Mr Musson’s third explanation was another manager had previously said there wasn’t a problem with colleagues swearing and venting to each other, and that although he had been accused of serious misconduct he had been allowed to continue working with the same people for nearly two months.
On 27 November the investigation meeting was reconvened to give the decision. In the intervening period no further investigation was undertaken to test or check the explanations given by Mr Musson with the witnesses.
When dismissal was proposed Mr Musson’s union representative asked that a final warning be considered and said there was disparity of treatment in view of JP’s previous verbal abuse, who was not disciplined over the matter.
The Authority determined the investigation was not sufficiently thorough. The first issue was the failure to take a statement from RH, and simply accepted she didn’t want to provide one. The explanation by the company that they were protecting RH from possible retaliation by Mr Musson if she gave a statement was not accepted by the Authority, saying that even if that risk existed, it did not override the requirement to conduct a thorough investigation.

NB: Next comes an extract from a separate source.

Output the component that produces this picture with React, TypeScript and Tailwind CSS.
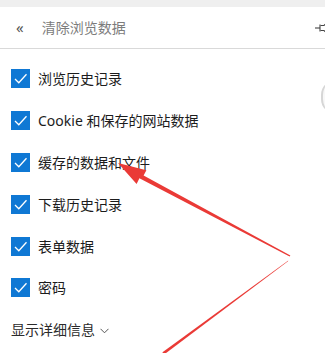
const items = [
  "浏览历史记录",
  "Cookie 和保存的网站数据",
  "缓存的数据和文件",
  "下载历史记录",
  "表单数据",
  "密码",
];

const font = {
  fontFamily: '"Noto Sans", "Noto Sans CJK SC", sans-serif',
};

function CheckBox() {
  return (
    <span className="flex h-[19px] w-[19px] shrink-0 items-center justify-center bg-[#0f78d4]">
      <svg width="15" height="15" viewBox="0 0 15 15" fill="none">
        <path d="M2 8 L5.8 11.8 L13.5 3.2" stroke="white" strokeWidth="1.3" />
      </svg>
    </span>
  );
}

export default function App() {
  return (
    <div
      className="relative h-[353px] w-[325px] overflow-hidden bg-white"
      style={font}
    >
      <div className="h-[7px] bg-[#efefef]" />
      <header className="flex h-[42px] items-center border-b border-[#d9d9d9] pl-[16px]">
        <span className="text-[15px] leading-none text-[#555]">«</span>
        <span className="ml-[18px] text-[14px] text-[#7c7c7c]">清除浏览数据</span>
        <svg
          className="ml-auto -mr-[5px]"
          width="16"
          height="12"
          viewBox="0 0 16 12"
          fill="none"
          stroke="#444"
          strokeWidth="1.1"
        >
          <path d="M1 6 H6" />
          <path d="M6 2.5 V9.5" />
          <path d="M6.5 3.5 H10 L11.5 2 H16 M6.5 8.5 H10 L11.5 10 H16" />
        </svg>
      </header>

      <ul className="pt-[9px]">
        {items.map((label) => (
          <li key={label} className="flex h-[41.8px] items-center gap-[8px] pl-[11px]">
            <CheckBox />
            <span className="text-[14px] text-[#1c1c1c]">{label}</span>
          </li>
        ))}
        <li className="flex h-[41.8px] items-center pl-[11px] text-[14px] text-[#2a2a2a]">
          显示详细信息
          <svg className="ml-[5px] mt-[3px]" width="9" height="6" viewBox="0 0 9 6" fill="none">
            <path d="M0.5 0.8 L4.5 4.8 L8.5 0.8" stroke="#555" strokeWidth="1" />
          </svg>
        </li>
      </ul>

      <div className="absolute left-[321px] top-[80px] h-[34px] w-[30px] rounded-full border-l-2 border-[#d6d6d6] bg-[#f8f8f8]" />

      <svg
        className="pointer-events-none absolute left-0 top-0"
        width="325"
        height="353"
        viewBox="0 0 325 353"
      >
        <polygon
          fill="#ea3a36"
          points="290.4,255.4 289.6,256.6 139.4,178.3 136.6,184.0 118,163 146.4,170.2 143.6,175.6"
        />
        <polygon
          fill="#ea3a36"
          points="288.3,260.4 287.7,261.4 156.8,360.0 163.2,351.8"
        />
      </svg>
    </div>
  );
}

The Authority commented that the allegation was a serious one, with the potential of an employee losing their job. RH had a good faith obligation to be communicative and responsive, and to provide a statement. The employer should have required it. ”In a matter as serious as a disciplinary investigation, where another employee faces the potentially life-changing and damaging prospect of losing their job, an employee’s preference to “not be involved” does not trump the right of an employer to seek honest and frank information from that reluctant employee, the employer’s obligation to conduct a full and fair inquiry or the right of an employee under disciplinary investigation to expect their employer will fairly gather all relevant information from other employees who may have it. “
The company further justified their actions by stating they had two witness statements that corroborated each other, in contrast to Mr Musson’s statement, and therefore this was sufficient. Again the Authority disagreed stating, “Such an approach risks an employer stopping simply at the point where there are two accusers and not seeking out what might be positive or different information from other people. If the matter was serious enough for RHHL to be conducting its inquiry about Mr Musson’s conduct, it must have been of sufficient gravity for the company to require RH to tell its investigators what she knew, whether that ultimately proved favourable or unfavourable to Mr Musson. She was the person he was talking to on 30 September and whatever comments he made about JP were triggered by questions she asked. She could reasonably be expected to have some useful recall of what was said that day. “
Other witnesses were also not spoken to, and this was similarly criticised by the Authority. The final flaw in the investigation was the failure to consider Mr Musson’s explanation that there was a history between himself and JP which contributed to comments he made. This was material information, and although the employer could have concluded it did not excuse the behaviour, they failed to even consider it.
Ultimately the Authority determined the investigation was so flawed a decision to dismiss Mr Musson was unjustified. He awarded just over $12,000 in lost wages and compensation which had been reduced because of Mr Musson’s contribution to the dismissal. This case is a reminder of the importance of a genuinely thorough investigation.